I was quite concerned about the state R would be in when he reached me. As he made the cave he seemed relatively calm and of course happy for the struggle to be over. In R's recollection, he had got into the hand traverse, thought it was a bit hard and called for take and let go. He hadn't considered the rope stretch and ended up swinging in near-free-space. He could touch the wall, but didn't have any good holds and wasted a lot of energy and forearm strength trying to get up from that position. All this was made more difficult because we couldn't see each other and could only shout simple commands or questions.

We had travelled up to the mountains with R's girlfriend who was going to have a snooze and a walk while we climbed. It was now about an hour later than the time we told her we'd return. She had tried to call during the struggle and R got her on the phone once he was in the cave. She was in a bit of a state but luckily hadn't called any emergency service.

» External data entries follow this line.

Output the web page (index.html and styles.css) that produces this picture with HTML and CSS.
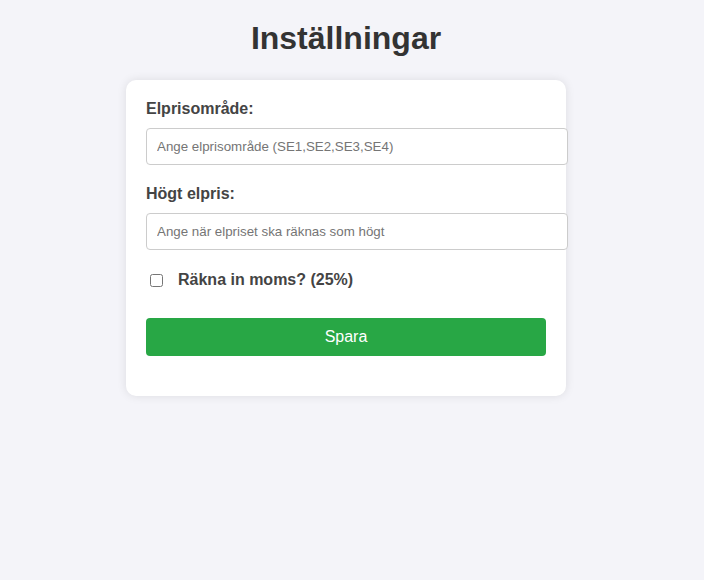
FILE: index.html
```html
<!DOCTYPE html>
<html lang="sv">
<head>
<meta charset="utf-8">
<title>Inställningar</title>
<link rel="stylesheet" href="styles.css">
</head>
<body>
<div class="page">
  <h1 class="title">Inställningar</h1>
  <form class="card">
    <label class="field-label" for="area">Elprisområde:</label>
    <input class="text-input" id="area" type="text" placeholder="Ange elprisområde (SE1,SE2,SE3,SE4)">
    <label class="field-label" for="high">Högt elpris:</label>
    <input class="text-input" id="high" type="text" placeholder="Ange när elpriset ska räknas som högt">
    <div class="check-row">
      <input class="check" id="vat" type="checkbox">
      <label class="check-label" for="vat">Räkna in moms? (25%)</label>
    </div>
    <button class="save" type="button">Spara</button>
  </form>
</div>
</body>
</html>
```
FILE: styles.css
```css
html, body {
  margin: 0;
  padding: 0;
  background: #f4f4f9;
  font-family: "Liberation Sans", Arial, sans-serif;
}
.page {
  display: flex;
  flex-direction: column;
  align-items: center;
  padding: 20px 12px 20px 0;
}
.title {
  margin: 0 0 23px;
  font-size: 32px;
  line-height: 37px;
  font-weight: bold;
  color: #333;
}
.card {
  width: 400px;
  padding: 20px 20px 40px;
  background: #fff;
  border-radius: 10px;
  box-shadow: 0 0 10px rgba(0, 0, 0, 0.1);
  display: flex;
  flex-direction: column;
  align-items: flex-start;
}
.field-label {
  display: block;
  font-size: 16px;
  line-height: 18px;
  font-weight: bold;
  color: #444;
  margin-bottom: 10px;
}
.text-input {
  box-sizing: content-box;
  width: 400px;
  margin: 0 0 20px;
  padding: 10px;
  font-family: "Liberation Sans", Arial, sans-serif;
  font-size: 13.333px;
  line-height: 15px;
  border: 1px solid #ccc;
  border-radius: 4px;
  color: #333;
  outline: none;
}
.text-input::placeholder {
  color: #757575;
}
.check-row {
  display: flex;
  align-items: center;
  height: 20px;
  margin-bottom: 28px;
}
.check {
  width: 13px;
  height: 13px;
  margin: 0 0 0 4px;
}
.check-label {
  margin-left: 15px;
  font-size: 16px;
  font-weight: bold;
  color: #444;
}
.save {
  width: 400px;
  height: 38px;
  border: none;
  border-radius: 4px;
  background: #28a745;
  color: #fff;
  font-family: "Liberation Sans", Arial, sans-serif;
  font-size: 16px;
  cursor: pointer;
}
```
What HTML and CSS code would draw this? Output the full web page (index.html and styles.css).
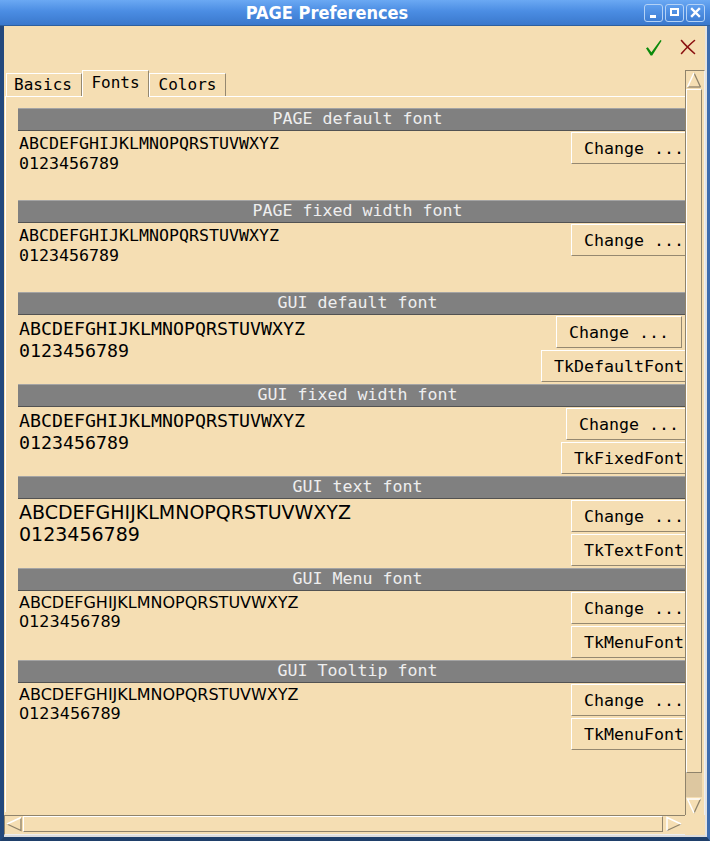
FILE: index.html
```html
<!DOCTYPE html>
<html>
<head>
<meta charset="utf-8">
<title>PAGE Preferences</title>
<link rel="stylesheet" href="styles.css">
</head>
<body>
<div class="window">
  <div class="titlebar">
    <div class="title">PAGE Preferences</div>
    <div class="wm-buttons">
      <div class="wm-btn"><svg width="17" height="16" viewBox="0 0 17 16"><rect x="5" y="10" width="6" height="3" fill="#fff"/></svg></div>
      <div class="wm-btn"><svg width="17" height="16" viewBox="0 0 17 16"><rect x="5" y="4" width="7" height="6" fill="none" stroke="#fff" stroke-width="2"/></svg></div>
      <div class="wm-btn"><svg width="17" height="16" viewBox="0 0 17 16"><path d="M5 4 L12 11 M12 4 L5 11" stroke="#fff" stroke-width="2.4" stroke-linecap="square"/></svg></div>
    </div>
  </div>
  <div class="frame">
    <div class="frame-inner">
      <div class="toolbar">
        <svg class="ok" width="18" height="18" viewBox="0 0 18 18"><path d="M1 9.2 L2.8 8.2 L6.4 13.2 L15.4 1 L16.6 1.7 L7.2 16.6 L5.6 16.6 Z" fill="#0b8a0b"/></svg>
        <svg class="cancel" width="16" height="16" viewBox="0 0 16 16"><path d="M1.5 1.5 Q5 6 14.5 14.5 M14.5 1.5 Q9 6 1.5 14.5" fill="none" stroke="#8b1010" stroke-width="1.6" stroke-linecap="round"/></svg>
      </div>
      <div class="main">
        <div class="viewport">
          <div class="notebook">
            <div class="tabs">
              <div class="tab tab-basics">Basics</div>
              <div class="tab tab-fonts selected">Fonts</div>
              <div class="tab tab-colors">Colors</div>
            </div>
            <div class="pane">
              <div class="section">
                <div class="sec-head">PAGE default font</div>
                <div class="sec-body">
                  <div class="sample mono-s"><div>ABCDEFGHIJKLMNOPQRSTUVWXYZ</div><div>0123456789</div></div>
                  <div class="btns"><div class="btn">Change ...</div></div>
                </div>
              </div>
              <div class="section">
                <div class="sec-head">PAGE fixed width font</div>
                <div class="sec-body">
                  <div class="sample mono-s"><div>ABCDEFGHIJKLMNOPQRSTUVWXYZ</div><div>0123456789</div></div>
                  <div class="btns"><div class="btn">Change ...</div></div>
                </div>
              </div>
              <div class="section">
                <div class="sec-head">GUI default font</div>
                <div class="sec-body">
                  <div class="sample mono-l"><div>ABCDEFGHIJKLMNOPQRSTUVWXYZ</div><div>0123456789</div></div>
                  <div class="btns"><div class="btn">Change ...</div><div class="btn">TkDefaultFont</div></div>
                </div>
              </div>
              <div class="section">
                <div class="sec-head">GUI fixed width font</div>
                <div class="sec-body">
                  <div class="sample mono-l"><div>ABCDEFGHIJKLMNOPQRSTUVWXYZ</div><div>0123456789</div></div>
                  <div class="btns"><div class="btn">Change ...</div><div class="btn">TkFixedFont</div></div>
                </div>
              </div>
              <div class="section">
                <div class="sec-head">GUI text font</div>
                <div class="sec-body">
                  <div class="sample sans-l"><div>ABCDEFGHIJKLMNOPQRSTUVWXYZ</div><div>0123456789</div></div>
                  <div class="btns"><div class="btn">Change ...</div><div class="btn">TkTextFont</div></div>
                </div>
              </div>
              <div class="section">
                <div class="sec-head">GUI Menu font</div>
                <div class="sec-body">
                  <div class="sample sans-s"><div>ABCDEFGHIJKLMNOPQRSTUVWXYZ</div><div>0123456789</div></div>
                  <div class="btns"><div class="btn">Change ...</div><div class="btn">TkMenuFont</div></div>
                </div>
              </div>
              <div class="section">
                <div class="sec-head">GUI Tooltip font</div>
                <div class="sec-body">
                  <div class="sample sans-s"><div>ABCDEFGHIJKLMNOPQRSTUVWXYZ</div><div>0123456789</div></div>
                  <div class="btns"><div class="btn">Change ...</div><div class="btn">TkMenuFont</div></div>
                </div>
              </div>
            </div>
          </div>
        </div>
        <div class="vscroll">
          <div class="arrow arrow-v"><svg width="16" height="18" viewBox="0 0 16 18"><polygon points="8,2 1.5,16 14.5,16" fill="#f5deb3"/><path d="M14.5 16 L8 2" stroke="#8f836b" stroke-width="1.3" fill="none"/><path d="M1.5 16 L14.5 16" stroke="#8f836b" stroke-width="1.3" fill="none"/><path d="M8 2 L1.5 16" stroke="#ffffff" stroke-width="1.5" fill="none"/></svg></div>
          <div class="vthumb"></div>
          <div class="trough"></div>
          <div class="arrow arrow-v"><svg width="16" height="18" viewBox="0 0 16 18"><polygon points="1.5,2 14.5,2 8,16" fill="#f5deb3"/><path d="M14.5 2 L8 16" stroke="#8f836b" stroke-width="1.3" fill="none"/><path d="M8 16 L1.5 2 L14.5 2" stroke="#ffffff" stroke-width="1.5" fill="none"/></svg></div>
        </div>
      </div>
      <div class="hbar">
        <div class="hscroll">
          <div class="arrow arrow-hl"><svg width="18" height="16" viewBox="0 0 18 16"><polygon points="2,8 16,1.5 16,14.5" fill="#f5deb3"/><path d="M2 8 L16 14.5 L16 1.5" stroke="#8f836b" stroke-width="1.3" fill="none"/><path d="M16 1.5 L2 8" stroke="#ffffff" stroke-width="1.5" fill="none"/></svg></div>
          <div class="hthumb"></div>
          <div class="arrow arrow-hr"><svg width="20" height="16" viewBox="0 0 20 16"><polygon points="4,1.5 4,14.5 18,8" fill="#f5deb3"/><path d="M18 8 L4 14.5" stroke="#8f836b" stroke-width="1.3" fill="none"/><path d="M4 14.5 L4 1.5 L18 8" stroke="#ffffff" stroke-width="1.5" fill="none"/></svg></div>
        </div>
        <div class="corner"></div>
      </div>
    </div>
  </div>
</div>
</body>
</html>
```
FILE: styles.css
```css
* { box-sizing: border-box; }
html, body { margin: 0; padding: 0; }
body {
  width: 710px;
  height: 841px;
  overflow: hidden;
  background: #f5deb3;
  font-family: "DejaVu Sans", sans-serif;
  color: #000;
}
.window {
  width: 710px;
  height: 841px;
  display: flex;
  flex-direction: column;
}
.titlebar {
  height: 26px;
  flex: none;
  display: flex;
  align-items: center;
  background: linear-gradient(#6ba9f3, #4b8de3 45%, #3a78cc);
  border-bottom: 1px solid #2d5f9e;
}
.title {
  flex: 1;
  text-align: center;
  padding-left: 10px;
  color: #fff;
  font-family: "DejaVu Sans Condensed", "DejaVu Sans", sans-serif;
  font-stretch: condensed;
  font-weight: bold;
  font-size: 18px;
  line-height: 25px;
  white-space: nowrap;
}
.wm-buttons {
  display: flex;
  gap: 2px;
  padding-right: 5px;
}
.wm-btn {
  width: 19px;
  height: 18px;
  border: 1px solid #b4d2f6;
  border-radius: 3px;
  background: linear-gradient(#5e9eee, #3e7ed4);
  display: flex;
}
.frame {
  flex: 1;
  display: flex;
  flex-direction: column;
  border-left: 4px solid #23487c;
  border-right: 3px solid #3d6cae;
  border-bottom: 4px solid #1f3f6a;
}
.frame-inner {
  flex: 1;
  display: flex;
  flex-direction: column;
  border-right: 2px solid #e2e2e2;
  border-bottom: 2px solid #dcdcdc;
}
.toolbar {
  height: 44px;
  flex: none;
  display: flex;
  justify-content: flex-end;
  align-items: flex-start;
  gap: 17px;
  padding-top: 13px;
  padding-right: 9px;
}
.main {
  height: 745px;
  flex: none;
  display: flex;
}
.viewport {
  width: 681px;
  overflow: hidden;
}
.notebook {
  margin-left: 1px;
  width: 705px;
}
.tabs {
  height: 26px;
  display: flex;
  align-items: flex-end;
  padding-left: 1px;
}
.tab {
  height: 23px;
  border-top: 1px solid #ffffff;
  border-left: 1px solid #ffffff;
  border-right: 1px solid #958870;
  padding-top: 1px;
  font-family: "DejaVu Sans Mono", monospace;
  font-size: 16px;
  line-height: 19px;
  text-align: center;
  white-space: nowrap;
  background: #f5deb3;
}
.tab-basics { width: 76px; padding-right: 2px; }
.tab-fonts { width: 67px; }
.tab-colors { width: 77px; }
.tab.selected {
  height: 27px;
  margin-bottom: -1px;
  padding-top: 2px;
  position: relative;
  z-index: 1;
}
.pane {
  width: 705px;
  border-top: 1px solid #ffffff;
  border-left: 1px solid #ffffff;
  border-right: 1px solid #958870;
  padding: 11px 12px 60px 12px;
}
.section {
  width: 679px;
  height: 92px;
}
.sec-head {
  height: 23px;
  background: #808080;
  border-top: 1px solid #a4a4a4;
  border-bottom: 1px solid #525252;
  color: #eeeeee;
  font-family: "DejaVu Sans Mono", monospace;
  font-size: 16.61px;
  line-height: 19px;
  padding-bottom: 2px;
  text-align: center;
  white-space: nowrap;
}
.sec-body {
  display: flex;
  justify-content: space-between;
  align-items: flex-start;
}
.sample {
  padding-left: 1px;
  white-space: nowrap;
}
.mono-s {
  font-family: "DejaVu Sans Mono", monospace;
  font-size: 16.61px;
  line-height: 20px;
  margin-top: 3px;
}
.mono-l {
  font-family: "DejaVu Sans Mono", monospace;
  font-size: 18.27px;
  line-height: 22px;
  margin-top: 3px;
}
.sans-l {
  font-family: "DejaVu Sans", sans-serif;
  font-size: 19px;
  line-height: 22px;
  margin-top: 2px;
}
.sans-s {
  font-family: "DejaVu Sans", sans-serif;
  font-size: 16px;
  line-height: 19px;
  margin-top: 2px;
}
.btns {
  display: flex;
  flex-direction: column;
  align-items: center;
  gap: 2px;
  margin-top: 1px;
}
.btn {
  border: 1px solid;
  border-color: #ffffff #958870 #958870 #ffffff;
  padding: 7px 12px 5px 12px;
  font-family: "DejaVu Sans Mono", monospace;
  font-size: 16.61px;
  line-height: 18px;
  white-space: nowrap;
  background: #f5deb3;
}
.vscroll {
  width: 20px;
  display: flex;
  flex-direction: column;
  border-left: 1px solid #8f836b;
  border-top: 1px solid #8f836b;
  border-right: 1px solid #eeeeee;
  padding-right: 2px;
  background: #f5deb3;
}
.arrow {
  flex: none;
  display: flex;
  background: #f5deb3;
}
.arrow-v { height: 18px; }
.vthumb {
  height: 684px;
  flex: none;
  border: 1px solid;
  border-color: #ffffff #8f836b #8f836b #ffffff;
  background: #f5deb3;
}
.trough {
  flex: 1;
  background: #ddc7a0;
}
.hbar {
  height: 20px;
  flex: none;
  display: flex;
}
.hscroll {
  width: 681px;
  display: flex;
  border-top: 1px solid #8f836b;
  border-left: 1px solid #8f836b;
  border-bottom: 1px solid #eeeeee;
  padding-bottom: 2px;
  padding-right: 2px;
}
.arrow-hl { width: 18px; }
.arrow-hr { width: 20px; }
.hthumb {
  flex: 1;
  border: 1px solid;
  border-color: #ffffff #8f836b #8f836b #ffffff;
  background: #f5deb3;
}
.corner {
  width: 20px;
  background: #f5deb3;
}
```
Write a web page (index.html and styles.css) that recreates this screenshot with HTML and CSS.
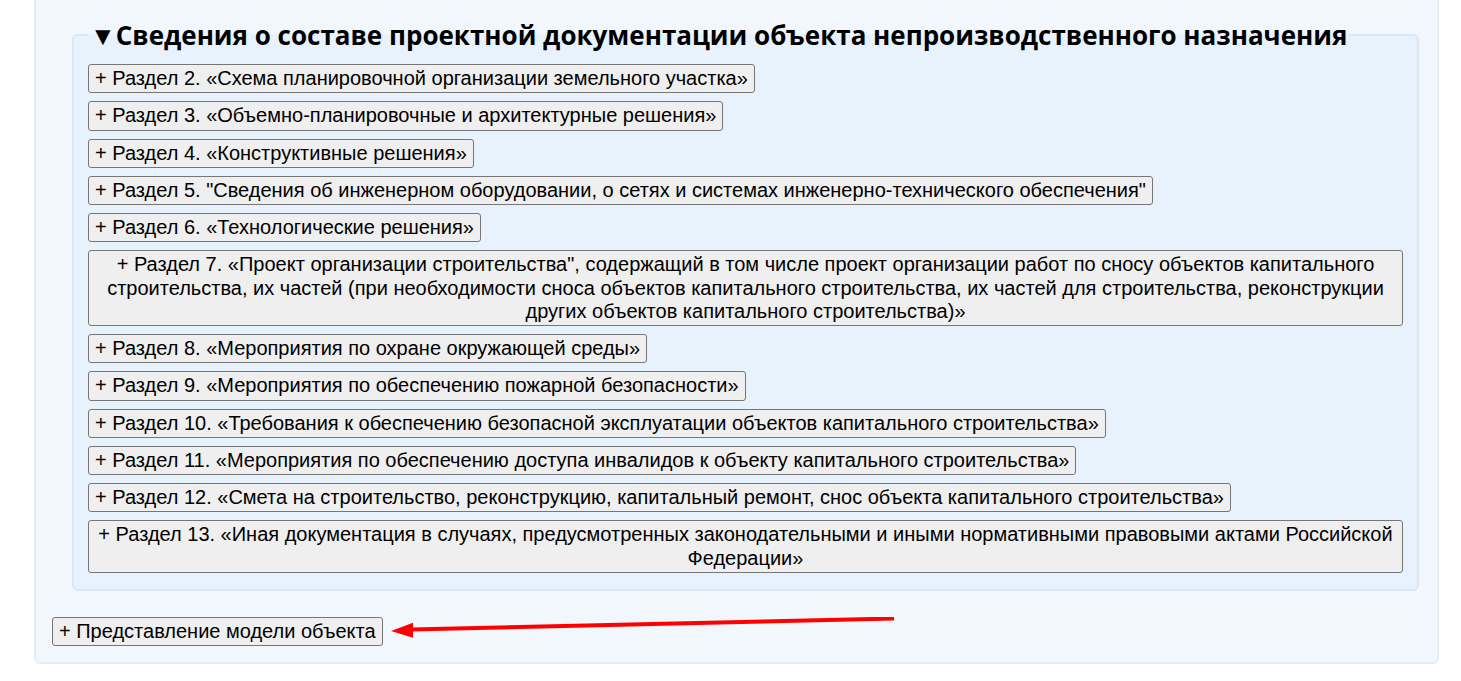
FILE: index.html
```html
<!DOCTYPE html>
<html lang="ru">

<head>
    <meta charset="UTF-8">
    <meta name="viewport" content="width=device-width, initial-scale=1.0">
    <title>Состав проектной документации</title>
    <link rel="stylesheet" href="styles.css">
</head>

<body>
    <div class="panel">
        <fieldset class="doc-group">
            <legend>▼Сведения о составе проектной документации объекта непроизводственного назначения</legend>
            <button class="doc-btn">+ Раздел 2. «Схема планировочной организации земельного участка»</button>
            <button class="doc-btn">+ Раздел 3. «Объемно-планировочные и архитектурные решения»</button>
            <button class="doc-btn">+ Раздел 4. «Конструктивные решения»</button>
            <button class="doc-btn">+ Раздел 5. "Сведения об инженерном оборудовании, о сетях и системах инженерно-технического обеспечения"</button>
            <button class="doc-btn">+ Раздел 6. «Технологические решения»</button>
            <button class="doc-btn">+ Раздел 7. «Проект организации строительства", содержащий в том числе проект организации работ по сносу объектов капитального строительства, их частей (при необходимости сноса объектов капитального строительства, их частей для строительства, реконструкции других объектов капитального строительства)»</button>
            <button class="doc-btn">+ Раздел 8. «Мероприятия по охране окружающей среды»</button>
            <button class="doc-btn">+ Раздел 9. «Мероприятия по обеспечению пожарной безопасности»</button>
            <button class="doc-btn">+ Раздел 10. «Требования к обеспечению безопасной эксплуатации объектов капитального строительства»</button>
            <button class="doc-btn">+ Раздел 11. «Мероприятия по обеспечению доступа инвалидов к объекту капитального строительства»</button>
            <button class="doc-btn">+ Раздел 12. «Смета на строительство, реконструкцию, капитальный ремонт, снос объекта капитального строительства»</button>
            <button class="doc-btn">+ Раздел 13. «Иная документация в случаях, предусмотренных законодательными и иными нормативными правовыми актами Российской Федерации»</button>
        </fieldset>

        <button class="doc-btn model-btn">+ Представление модели объекта</button>

        <!-- стрелка-подсказка поверх панели -->
        <svg class="pointer-arrow" width="520" height="30" viewBox="0 0 520 30">
            <line x1="20" y1="12.5" x2="503" y2="1.5" stroke="#ff0000" stroke-width="4" />
            <polygon points="0,14 22,5.7 22,20.7" fill="#ff0000" />
        </svg>
    </div>
</body>
</html>
```

FILE: styles.css
```css
body, html {
    margin: 0;
    padding: 0;
    background: #ffffff;
    font-family: "Liberation Sans", Arial, sans-serif;
    overflow: hidden;
}

.panel {
    position: relative;
    margin: -40px 22px 0 34px;
    padding: 60px 16px 16px 16px;
    background-color: #f2f7fe;
    border: 2px solid #e2edf9;
    border-top: none;
    border-radius: 0 0 6px 6px;
}

.doc-group {
    margin: 0 2px 26px 20px;
    padding: 14px 14px 16px 14px;
    background-color: #e8f2fd;
    border: 2px solid #d9e8f8;
    border-radius: 6px;
}

.doc-group legend {
    margin-left: 0;
    padding: 0 2px;
    font-family: "Open Sans", "Noto Sans", sans-serif;
    font-size: 26px;
    font-weight: bold;
    color: #000;
    line-height: 30px;
}

.doc-btn {
    display: block;
    margin: 0 0 8px 0;
    padding: 2px 6px;
    font-family: "Liberation Sans", Arial, sans-serif;
    font-size: 20px;
    line-height: 23.25px;
    color: #000;
    background-color: #efefef;
    border: 1px solid #767676;
    border-radius: 3px;
    text-align: center;
}

.doc-group .doc-btn:last-of-type {
    margin-bottom: 0;
}

.model-btn {
    margin: 0;
}

.pointer-arrow {
    position: absolute;
    left: 355px;
    bottom: 15px;
}
```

By this time the leader of the second party was up in the cave with us. R was thoroughly burnt out and I got to lead the final pitch. While this is reportedly the most enjoyable part of the climb I was just focused on finishing. R said he was cold and wished he'd brought a jumper. I awkwardly moved out of the cave and was relieved to feel the jug on the outside face. R came up without a hitch.

So that's it. Thanks for reading. We are beginners and made some avoidable mistakes. It wasn't always a fun day out but am glad to have tried it.

IdratherbeclimbingM9
11-Dec-2016
3:18:30 PM
On 11/12/2016 prozac wrote:
A great Trip Report, particularly as a first post on Chockstone!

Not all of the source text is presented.